CPN Tools has been used for modeling everything from garbage waste disposal plants to communications protocols. It is based on state machine theory and is an extension of place-transition Petri nets. The tool is in use by hundreds of commercial, government and academic organizations around the world. The university does a very credible job of maintaining the product and keeping the updates coming.
I have used this tool to model the behavior of the SQL slammer worm on a large multinational network. I have a colleague who has used CPN Tools to model and simulate the behavior of attacks across the internet. The bottom line is that this tool is great for figuring out how something will behave on your network. A good example is figuring out how the addition of a new network device, such as a web server, will impact the security of the network. CPN Tools not only lets you model the network and its behavior, you can run the simulator when you've finished with the model to see what the behavior will look like.

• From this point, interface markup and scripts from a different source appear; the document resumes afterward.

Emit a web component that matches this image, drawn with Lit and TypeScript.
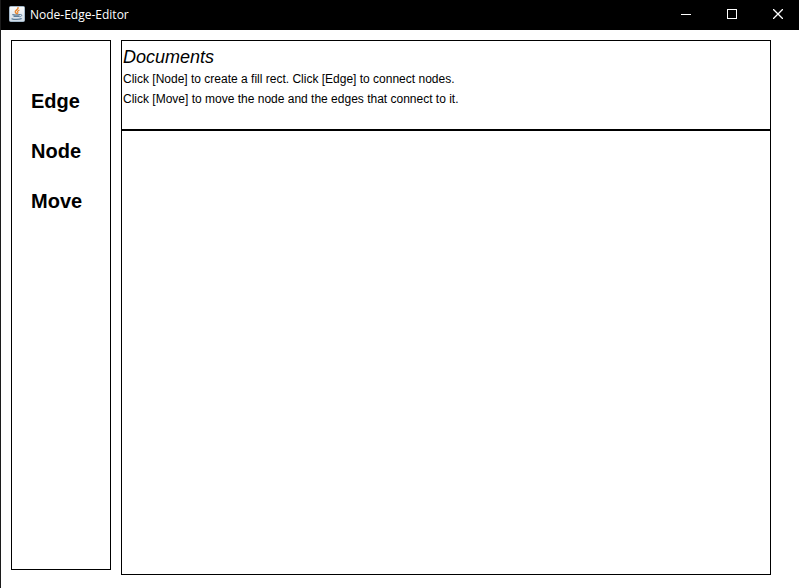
import { LitElement, html, css } from "lit";
import { customElement, state } from "lit/decorators.js";

const TOOLS = ["Edge", "Node", "Move"];

@customElement("app-title-bar")
export class AppTitleBar extends LitElement {
  static styles = css`
    :host {
      display: flex;
      align-items: center;
      height: 30px;
      background: #000;
      color: #fff;
    }
    .logo {
      flex: none;
      margin: 0 5px 2px 8px;
    }
    .title {
      flex: 1;
      margin: 0;
      font: 400 12px/28px "Noto Sans", "Open Sans", sans-serif;
      font-family: "Open Sans", "Noto Sans", sans-serif;
    }
    .controls {
      display: flex;
      gap: 4px;
      margin-bottom: 2px;
    }
    .control {
      display: grid;
      place-items: center;
      width: 42px;
      height: 28px;
      padding: 0;
      border: 0;
      background: none;
      color: inherit;
    }
    .glyph {
      display: block;
      fill: none;
      stroke: currentColor;
    }
  `;

  render() {
    return html`
      <svg class="logo" width="16" height="16" viewBox="0 0 16 16" aria-hidden="true">
        <defs>
          <linearGradient id="tile" x1="0" y1="0" x2="0" y2="1">
            <stop offset="0" stop-color="#fbfcfd" />
            <stop offset="1" stop-color="#cfdbe6" />
          </linearGradient>
        </defs>
        <rect x="0.5" y="0.5" width="15" height="15" rx="1" fill="url(#tile)" stroke="#a3b8ca" />
        <g fill="none" stroke-linecap="round">
          <path d="M9 1.6C9.8 3.4 6 4.2 6.3 5.9C6.5 6.8 7.4 7.1 7.5 7.8" stroke="#e8862d" stroke-width="1.5" />
          <path d="M10 4.2C8.6 5 8.2 5.6 8.8 6.4C9.1 6.9 8.8 7.4 8.4 7.8" stroke="#e8862d" stroke-width="1.2" />
          <path d="M3.8 8.6C5.2 9.2 9.4 9.2 10.6 8.6M5 10.5H10.2" stroke="#5f7f9b" stroke-width="1.2" />
          <path d="M11.2 8.5C13.6 8.1 13.2 10.4 11 10.8" stroke="#5f7f9b" />
          <path d="M3 12.8C5 13.6 10.4 13.6 12.2 12.6" stroke="#5f7f9b" stroke-width="1.3" />
        </g>
      </svg>
      <h1 class="title">Node-Edge-Editor</h1>
      <div class="controls">
        <button class="control" aria-label="Minimize">
          <svg class="glyph" width="10" height="10" viewBox="0 0 10 10"><path d="M0 5.5H10" /></svg>
        </button>
        <button class="control" aria-label="Maximize">
          <svg class="glyph" width="10" height="10" viewBox="0 0 10 10"><rect x="0.5" y="0.5" width="9" height="9" /></svg>
        </button>
        <button class="control" aria-label="Close">
          <svg class="glyph" width="10" height="10" viewBox="0 0 10 10"><path d="M0 0L10 10M10 0L0 10" stroke-width="1.3" /></svg>
        </button>
      </div>
    `;
  }
}

@customElement("app-root")
export class AppRoot extends LitElement {
  static styles = css`
    :host {
      display: flex;
      flex-direction: column;
      box-sizing: border-box;
      min-height: 100vh;
      border-left: 1px solid #1c1c1c;
      background: #fff;
      color: #000;
      font-family: "Liberation Sans", Arial, sans-serif;
    }
    .workspace {
      flex: 1;
      display: flex;
      gap: 10px;
      padding: 10px 28px 13px 10px;
    }
    .tools {
      box-sizing: border-box;
      flex: none;
      display: flex;
      flex-direction: column;
      width: 100px;
      margin-bottom: 5px;
      padding: 35px 0 0 19px;
      border: 1px solid #000;
    }
    .tool {
      height: 50px;
      padding: 0;
      border: 0;
      background: none;
      color: inherit;
      font: 700 20px/50px "Liberation Sans", Arial, sans-serif;
      text-align: left;
    }
    .editor {
      flex: 1;
      display: flex;
      flex-direction: column;
    }
    .documents {
      box-sizing: border-box;
      min-height: 90px;
      padding: 6px 1px;
      border: 1px solid #000;
    }
    .heading {
      margin: 0;
      padding-bottom: 2px;
      font: italic 400 18px/20px "Liberation Sans", Arial, sans-serif;
    }
    .line {
      margin: 0;
      font-size: 12px;
      line-height: 20px;
    }
    .canvas {
      flex: 1;
      border: 1px solid #000;
    }
  `;

  @state() private tool = "";

  render() {
    return html`
      <app-title-bar></app-title-bar>
      <main class="workspace">
        <nav class="tools" aria-label="Tools">
          ${TOOLS.map(
            (name) => html`
              <button
                class="tool"
                aria-pressed=${this.tool === name ? "true" : "false"}
                @click=${() => (this.tool = name)}
              >${name}</button>
            `
          )}
        </nav>
        <div class="editor">
          <section class="documents">
            <h2 class="heading">Documents</h2>
            <p class="line">Click [Node] to create a fill rect. Click [Edge] to connect nodes.</p>
            <p class="line">Click [Move] to move the node and the edges that connect to it.</p>
          </section>
          <section class="canvas" aria-label="Canvas"></section>
        </div>
      </main>
    `;
  }
}
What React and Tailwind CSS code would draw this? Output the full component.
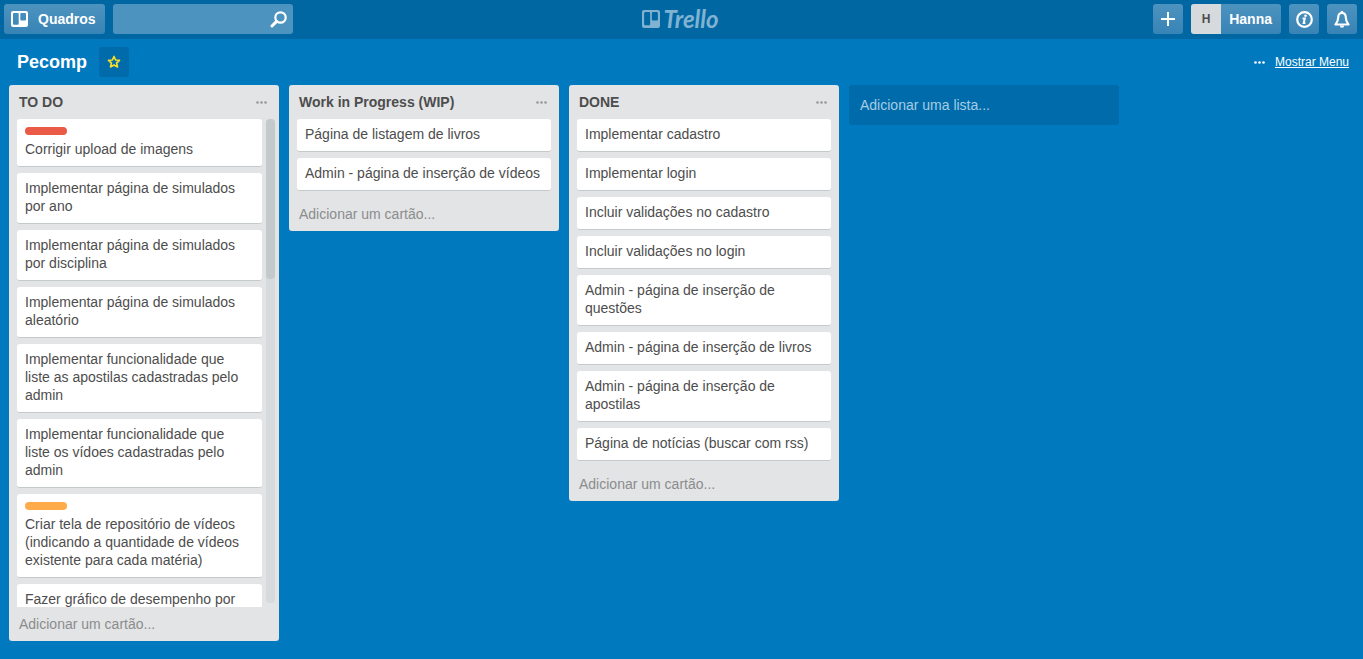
import React from 'react';

const lists = [
  {
    title: 'TO DO',
    scrolls: true,
    cards: [
      { text: 'Corrigir upload de imagens', label: 'bg-[#eb5a46]' },
      { text: 'Implementar página de simulados por ano' },
      { text: 'Implementar página de simulados por disciplina' },
      { text: 'Implementar página de simulados aleatório' },
      { text: 'Implementar funcionalidade que liste as apostilas cadastradas pelo admin' },
      { text: 'Implementar funcionalidade que liste os vídoes cadastradas pelo admin' },
      {
        text: 'Criar tela de repositório de vídeos (indicando a quantidade de vídeos existente para cada matéria)',
        label: 'bg-[#ffab4a]',
      },
      { text: 'Fazer gráfico de desempenho por' },
    ],
  },
  {
    title: 'Work in Progress (WIP)',
    cards: [
      { text: 'Página de listagem de livros' },
      { text: 'Admin - página de inserção de vídeos' },
    ],
  },
  {
    title: 'DONE',
    cards: [
      { text: 'Implementar cadastro' },
      { text: 'Implementar login' },
      { text: 'Incluir validações no cadastro' },
      { text: 'Incluir validações no login' },
      { text: 'Admin - página de inserção de questões' },
      { text: 'Admin - página de inserção de livros' },
      { text: 'Admin - página de inserção de apostilas' },
      { text: 'Página de notícias (buscar com rss)' },
    ],
  },
];

const headerButton =
  'flex h-[30px] shrink-0 items-center rounded-[3px] bg-linear-to-b from-[#4d93bf] to-[#3784b6] text-sm font-bold text-white';

function BoardIcon({ className }) {
  return (
    <svg className={className} viewBox="0 0 17 17" preserveAspectRatio="none" fill="currentColor" fillRule="evenodd" aria-hidden="true">
      <path d="M2 0h13a2 2 0 0 1 2 2v13a2 2 0 0 1-2 2H2a2 2 0 0 1-2-2V2a2 2 0 0 1 2-2zM3 2a1 1 0 0 0-1 1v10.500a1 1 0 0 0 1 1h3.700a1 1 0 0 0 1-1V3a1 1 0 0 0-1-1zM10.300 2a1 1 0 0 0-1 1v6a1 1 0 0 0 1 1H14a1 1 0 0 0 1-1V3a1 1 0 0 0-1-1z" />
    </svg>
  );
}

function Dots({ className }) {
  return (
    <svg className={className} width="11" height="3" viewBox="0 0 11 3" fill="currentColor" aria-hidden="true">
      <circle cx="1.500" cy="1.500" r="1.300" />
      <circle cx="5.500" cy="1.500" r="1.300" />
      <circle cx="9.500" cy="1.500" r="1.300" />
    </svg>
  );
}

function Header() {
  return (
    <header className="grid h-[39px] shrink-0 grid-cols-[1fr_auto_1fr] items-start bg-[#0067a3] pt-1 pr-1.5 pl-1">
      <div className="flex gap-2">
        <button type="button" className={`${headerButton} gap-2.5 pr-[9px] pl-[7px]`}>
          <BoardIcon className="h-4 w-[17px]" />
          Quadros
        </button>
        <form role="search" className="flex h-[30px] w-[180px] items-center rounded-[3px] bg-[#4d93bf] pr-1.5 text-white">
          <input type="search" aria-label="Buscar" className="h-full min-w-0 flex-1 bg-transparent px-2 text-sm outline-none" />
          <button type="submit" aria-label="Buscar">
            <svg width="17" height="17" viewBox="0 0 17 17" fill="none" stroke="currentColor" aria-hidden="true">
              <circle cx="10.500" cy="6.500" r="5.200" strokeWidth="2.200" />
              <path d="M6.600 10.400 2 15" strokeWidth="3" strokeLinecap="round" />
            </svg>
          </button>
        </form>
      </div>
      <a href="#" className="flex h-[30px] items-center gap-[3px] text-[#80b3d1]">
        <BoardIcon className="h-[18px] w-[18px]" />
        <span className="font-[Lato,sans-serif] text-2xl leading-none font-bold italic">Trello</span>
      </a>
      <div className="flex justify-end gap-2">
        <button type="button" aria-label="Criar" className={`${headerButton} w-[30px] justify-center`}>
          <svg width="14" height="14" viewBox="0 0 14 14" stroke="currentColor" strokeWidth="2" aria-hidden="true">
            <path d="M7 0v14M0 7h14" />
          </svg>
        </button>
        <button type="button" className={`${headerButton} gap-2 overflow-hidden pr-[9px]`}>
          <span className="flex h-full w-[30px] items-center justify-center bg-[#d6dadc] text-xs text-[#4d4d4d]">H</span>
          Hanna
        </button>
        <button type="button" aria-label="Informações" className={`${headerButton} w-[30px] justify-center`}>
          <svg width="17" height="17" viewBox="0 0 17 17" fill="none" stroke="currentColor" aria-hidden="true">
            <circle cx="8.500" cy="8.500" r="7.300" strokeWidth="2.200" />
            <path d="M6.600 7.400h2.200L7.700 12h1.700" strokeWidth="2" />
            <circle cx="9.500" cy="4.800" r="1.300" fill="currentColor" stroke="none" />
          </svg>
        </button>
        <button type="button" aria-label="Notificações" className={`${headerButton} w-[30px] justify-center`}>
          <svg width="16" height="17" viewBox="0 0 16 17" fill="none" stroke="currentColor" strokeWidth="2.200" strokeLinejoin="round" aria-hidden="true">
            <path d="M8 2C5.300 2 4.200 4 4.200 6.500 4.200 10 3 11.500 1.500 13.500h13C13 11.500 11.800 10 11.800 6.500 11.800 4 10.700 2 8 2z" />
            <path d="M8 0v2" />
            <path d="M5.800 14.500h4.400a2.200 2.200 0 0 1-4.400 0z" fill="currentColor" stroke="none" />
          </svg>
        </button>
      </div>
    </header>
  );
}

function Card({ text, label, narrow }) {
  return (
    <li className={`shrink-0 rounded-[3px] border-b border-[#c4c9cc] bg-white pt-1.5 pb-2 pl-2 ${narrow ? 'pr-3' : 'pr-2'}`}>
      {label && <div className={`mt-0.5 mb-[5px] h-2 w-[42px] rounded ${label}`} />}
      {text}
    </li>
  );
}

function List({ title, cards, scrolls }) {
  return (
    <section className="flex max-h-full w-[270px] shrink-0 flex-col rounded-[3px] bg-[#e2e4e6] text-sm leading-[18px] text-[#4d4d4d]">
      <div className="flex h-[34px] shrink-0 items-center justify-between pr-3 pl-2.5">
        <h2 className="font-bold">{title}</h2>
        <button type="button" aria-label="Ações da lista" className="text-[#999999]">
          <Dots />
        </button>
      </div>
      <div className={`flex min-h-0 pl-2 ${scrolls ? 'gap-1 pr-1' : 'pr-2'}`}>
        <ul className={`flex min-w-0 flex-1 flex-col gap-1.5 ${scrolls ? 'overflow-y-auto [scrollbar-width:none]' : 'pb-1.5'}`}>
          {cards.map((card) => (
            <Card key={card.text} narrow={scrolls} {...card} />
          ))}
        </ul>
        {scrolls && (
          <div className="mb-1 w-[9px] shrink-0 rounded bg-[#d6dadc]">
            <div className="h-[33%] rounded bg-[#c4c9cc]" />
          </div>
        )}
      </div>
      <button type="button" className="shrink-0 px-2.5 py-2 text-left text-[#8c8c8c]">
        Adicionar um cartão...
      </button>
    </section>
  );
}

export default function App() {
  return (
    <div className="flex h-screen flex-col overflow-hidden bg-[#0079bf] font-['Liberation_Sans',Arial,sans-serif]">
      <Header />
      <div className="flex h-[46px] shrink-0 items-center justify-between pr-3.5 pl-[17px] text-white">
        <div className="flex items-center gap-3">
          <h1 className="text-lg font-bold">Pecomp</h1>
          <button type="button" aria-label="Favorito" className="flex size-[30px] items-center justify-center rounded-[3px] bg-[#006bab] text-[#f5dd29]">
            <svg width="14" height="14" viewBox="0 0 14 14" fill="none" stroke="currentColor" strokeWidth="1.700" strokeLinejoin="round" aria-hidden="true">
              <path d="M7 1.500 8.600 5l3.900.400-2.900 2.600.9 3.900L7 9.900l-3.500 2 .9-3.900L1.500 5.400 5.400 5z" />
            </svg>
          </button>
        </div>
        <a href="#" className="flex items-center gap-2.5 text-xs">
          <Dots />
          <span className="underline">Mostrar Menu</span>
        </a>
      </div>
      <main className="flex min-h-0 flex-1 items-start gap-2.5 overflow-x-auto px-[9px] pb-[18px] [scrollbar-width:none]">
        {lists.map((list) => (
          <List key={list.title} {...list} />
        ))}
        <button type="button" className="h-10 w-[270px] shrink-0 rounded-[3px] bg-[#006bab] px-[11px] text-left text-sm text-[#a6cbe3]">
          Adicionar uma lista...
        </button>
      </main>
    </div>
  );
}
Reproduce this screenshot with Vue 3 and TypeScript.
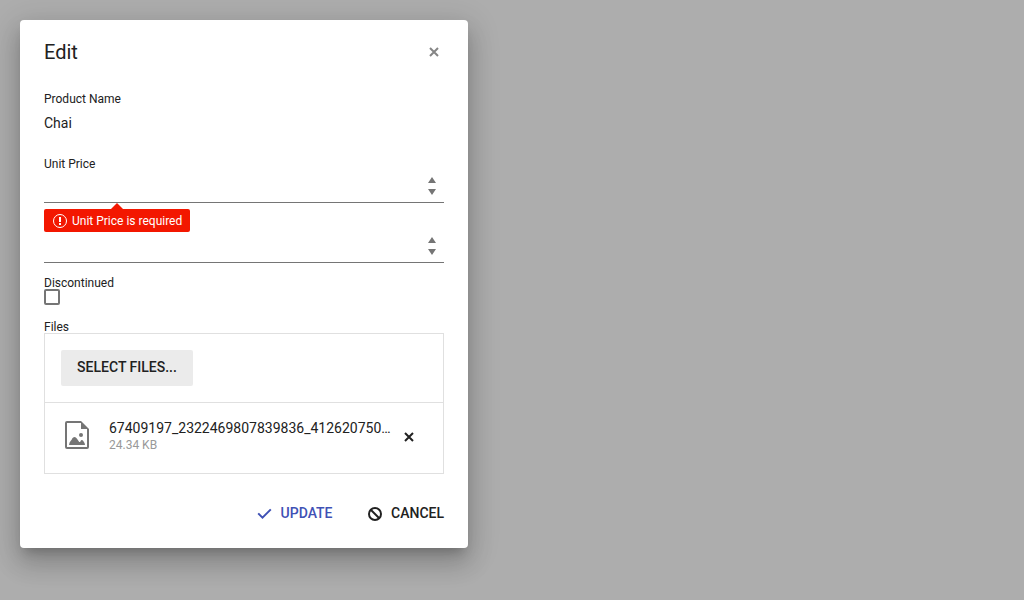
<script setup lang="ts">
import { ref } from 'vue'

interface UploadedFile {
  name: string
  size: string
}

const productName = ref('Chai')
const unitPrice = ref('')
const unitsInStock = ref('')
const discontinued = ref(false)
const files = ref<UploadedFile[]>([
  { name: '67409197_2322469807839836_4126207502847', size: '24.34 KB' },
])

function removeFile(index: number) {
  files.value.splice(index, 1)
}
</script>

<template>
  <main class="overlay">
    <form class="dialog" @submit.prevent>
      <header class="titlebar">
        <h1>Edit</h1>
        <button type="button" class="icon-button close" aria-label="Close">
          <svg viewBox="0 0 10 10"><path d="M1 1L9 9M9 1L1 9" /></svg>
        </button>
      </header>

      <div class="product">
        <label for="name">Product Name</label>
        <input id="name" v-model="productName" />
      </div>

      <div class="price">
        <label for="price">Unit Price</label>
        <div class="numeric">
          <input id="price" v-model="unitPrice" />
          <svg class="spinner" viewBox="0 0 8 18"><path d="M4 0L8 6H0ZM0 12H8L4 18Z" /></svg>
        </div>
        <div class="error" role="alert">
          <svg viewBox="0 0 14 14">
            <circle cx="7" cy="7" r="6.5" />
            <path d="M6 3H8V8H6ZM6 9H8V11H6Z" />
          </svg>
          <span>Unit Price is required</span>
        </div>
      </div>

      <div class="numeric stock">
        <input v-model="unitsInStock" aria-label="Units in stock" />
        <svg class="spinner" viewBox="0 0 8 18"><path d="M4 0L8 6H0ZM0 12H8L4 18Z" /></svg>
      </div>

      <div class="discontinued">
        <label for="discontinued">Discontinued</label>
        <input id="discontinued" v-model="discontinued" type="checkbox" />
      </div>

      <div class="files-label">Files</div>
      <section class="upload">
        <div class="dropzone">
          <button type="button" class="select">Select files...</button>
        </div>
        <div v-for="(file, i) in files" :key="file.name" class="file">
          <svg class="file-icon" viewBox="0 0 24 28">
            <path fill-rule="evenodd" d="M2 0H16L24 8V26Q24 28 22 28H2Q0 28 0 26V2Q0 0 2 0ZM2 2V26H22V8H16V2Z" />
            <path d="M4 24Q4.300 21 5.800 19.800Q6.800 19 7.200 17.500Q8 16 9.500 16Q11 16 12 17.700L14.200 21Q15 21.400 15.400 20.400Q16 19 17 19Q18 19 18.600 20.500Q20 22 20 24Z" />
            <circle cx="16" cy="14" r="2" />
          </svg>
          <div class="file-info">
            <div class="file-name">{{ file.name }}</div>
            <div class="file-size">{{ file.size }}</div>
          </div>
          <button type="button" class="icon-button remove" aria-label="Remove" @click="removeFile(i)">
            <svg viewBox="0 0 10 10"><path d="M1 1L9 9M9 1L1 9" /></svg>
          </button>
        </div>
      </section>

      <footer class="actions">
        <button type="submit" class="update">
          <svg viewBox="0 0 16 16"><path d="M1.200 7.400L5.500 11.700L13.800 3.400" /></svg>
          <span>Update</span>
        </button>
        <button type="button" class="cancel">
          <svg viewBox="0 0 16 16"><circle cx="8" cy="8" r="6" /><path d="M4 4L12 12" /></svg>
          <span>Cancel</span>
        </button>
      </footer>
    </form>
  </main>
</template>

<style>
body {
  margin: 0;
  background: #adadad;
}
</style>

<style scoped>
.overlay,
.overlay * {
  box-sizing: border-box;
}
.overlay {
  height: 600px;
  padding: 20px;
  overflow: hidden;
  background: #adadad;
  color: #212121;
  font: 14px/20px Roboto, sans-serif;
}
.dialog {
  display: flex;
  flex-direction: column;
  width: 448px;
  height: 528px;
  padding: 0 24px;
  border-radius: 4px;
  background: #fff;
  box-shadow:
    0 8px 10px -5px rgba(0, 0, 0, 0.2),
    0 16px 24px 2px rgba(0, 0, 0, 0.14),
    0 6px 30px 5px rgba(0, 0, 0, 0.12);
}
button {
  display: flex;
  align-items: center;
  padding: 0;
  border: 0;
  background: none;
  color: inherit;
  font: inherit;
  font-weight: 500;
  text-transform: uppercase;
}
input {
  margin: 0;
  padding: 0;
  border: 0;
  outline: 0;
  background: transparent;
  color: inherit;
  font: inherit;
}
svg {
  display: block;
  flex: none;
}
label,
.files-label {
  display: block;
  font-size: 12px;
  line-height: 14px;
}
.titlebar {
  display: flex;
  align-items: center;
  justify-content: space-between;
  height: 64px;
  margin-bottom: 8px;
}
h1 {
  margin: 0;
  font-size: 20px;
  font-weight: 400;
  line-height: 24px;
}
.icon-button svg {
  width: 10px;
  height: 10px;
  fill: none;
  stroke: currentColor;
  stroke-width: 2;
}
.close {
  margin-right: 5px;
  color: #858585;
}
.product {
  height: 65px;
}
.product input {
  display: block;
  width: 100%;
  height: 20px;
  margin-top: 7px;
}
.price {
  height: 74px;
}
.numeric {
  display: flex;
  align-items: center;
  height: 32px;
  border-bottom: 1px solid #757575;
}
.numeric input {
  flex: 1;
}
.spinner {
  width: 8px;
  height: 18px;
  margin: 0 8px 1px 0;
  fill: #757575;
}
.error {
  position: relative;
  display: flex;
  align-items: center;
  gap: 5px;
  width: 146px;
  height: 23px;
  margin-top: 6px;
  padding-left: 9px;
  border-radius: 2px;
  background: #f31700;
  color: #fff;
  font-size: 12px;
}
.error::before {
  content: '';
  position: absolute;
  top: -6px;
  left: 67px;
  border: solid transparent;
  border-width: 0 6px 6px;
  border-bottom-color: #f31700;
}
.error svg {
  width: 14px;
  height: 14px;
  fill: #fff;
}
.error circle {
  fill: none;
  stroke: #fff;
}
.stock {
  margin-bottom: 13px;
}
.discontinued {
  height: 44px;
}
.discontinued label {
  height: 13px;
}
.discontinued input {
  display: block;
  appearance: none;
  width: 16px;
  height: 16px;
  border: 2px solid #757575;
  border-radius: 2px;
}
.files-label {
  height: 13px;
}
.upload {
  height: 141px;
  border: 1px solid #e0e0e0;
}
.dropzone {
  height: 69px;
  padding: 16px;
  border-bottom: 1px solid #e0e0e0;
}
.select {
  width: 132px;
  height: 36px;
  padding-bottom: 2px;
  justify-content: center;
  border-radius: 2px;
  background: #ebebeb;
}
.file {
  display: flex;
  height: 70px;
  padding: 15px 29px 0 20px;
}
.file-icon {
  width: 24px;
  height: 28px;
  margin-top: 3px;
  fill: #757575;
}
.file-info {
  width: 283px;
  margin-left: 20px;
}
.file-name {
  overflow: hidden;
  text-overflow: ellipsis;
  white-space: nowrap;
}
.file-size {
  color: #999;
  font-size: 12px;
  line-height: 14px;
}
.remove {
  height: 10px;
  margin: 14px 0 0 12px;
}
.actions {
  display: flex;
  justify-content: flex-end;
  gap: 34.5px;
  margin-top: 21px;
  height: 36px;
}
.actions svg {
  width: 16px;
  height: 16px;
  margin-top: 2px;
  fill: none;
  stroke: currentColor;
  stroke-width: 2;
}
.actions button {
  gap: 8px;
}
.update {
  color: #3f51b5;
}
</style>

The tool is completely graphical which makes it very easy to use - you don't need to understand all of the underlying modeling math - and the simulator makes a dramatic demonstration for laypeople. Using a tool called BRITNeY Suite, you can add animation to the nets, making them even easier for a lay audience to follow.
CPN Tools is not an analyst tool for everyone, but for those security engineers who need to understand the behavior of their networks in more depth or are designing new networks that need solid security, this could be just the thing. And the price certainly is right.